Esa es la tercera cara de la moneda: la imaginación. Es la imaginación la que permite el viaje. Es el viaje mismo. Ceñida por el rigor y el formalismo, la imaginación matemática se constituye en una aventura apasionante. Sin esa imaginación, el navío matemático sería un remolcador de puerto o, con tantito chance, un guardacostas.
Y para que vislumbre el papel de la imaginación en matemáticas, déjeme decirle, finalmente, la solución (una solución, pues a lo mejor hay otras) al torito con el que inicié este artículo.
Imagínese —pues de eso se trata— que el piso de la habitación es un tablero de ajedrez, con cuadros de 50 centímetros de lado, alternadamente blancos y negros, y al que le faltan los de dos esquinas diagonalmente opuestas. Por lo tanto, cada uno de los pedazos de alfombra, colóquelos usted como los coloque, cubrirá un cuadro negro y uno blanco. Así que en cualquier arreglo posible habrá el mismo número de cuadros negros y blancos tapados. Ahora bien, las esquinas contrapuestas de un tablero de ajedrez tienen el mismo color, así que el que corresponde a la estancia en cuestión tendrá 32 cuadros blancos, digamos, y sólo 30 negros, por lo que es imposible cubrirlos todos.
¿Qué le parece? La cosa no puede ser más sencilla (que no quiero decir fácil, pero ese ya es otro asunto), elegante e indiscutible. Si me hizo caso y meditó tantito el problema antes de leer esta resolución, la apreciará en toda su belleza. Si no, no. Así pues, la habitación no puede ser alfombrada de esa manera y tendrá que ponerle moqueta o duela.
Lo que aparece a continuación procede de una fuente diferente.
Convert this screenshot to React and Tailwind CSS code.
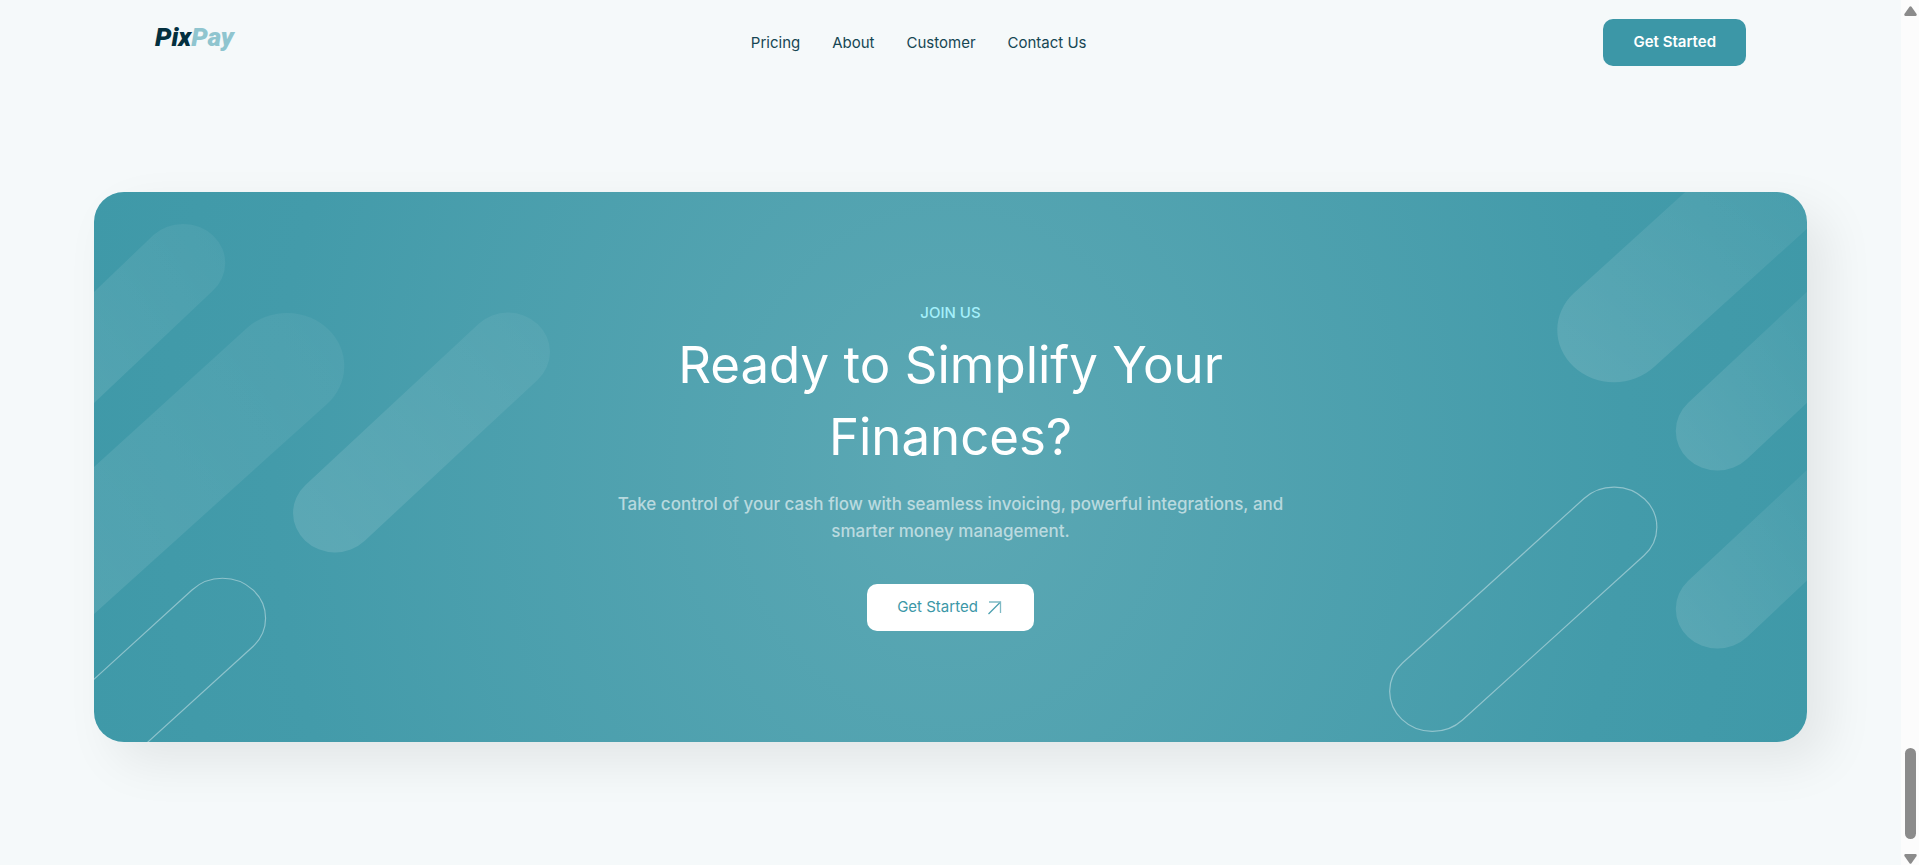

Ya le decía yo la semana pasada que no había nada más diferente de una computadora que un matemático, y ya me dirá usted a qué computadora, con qué endiablado programa, se le va a ocurrir pintar de colores el suelo para hallar la solución a este notable acertijo. Y es que esa combinación de rigor, formalismo e imaginación que son las matemáticas, da resultados verdaderamente deslumbrantes.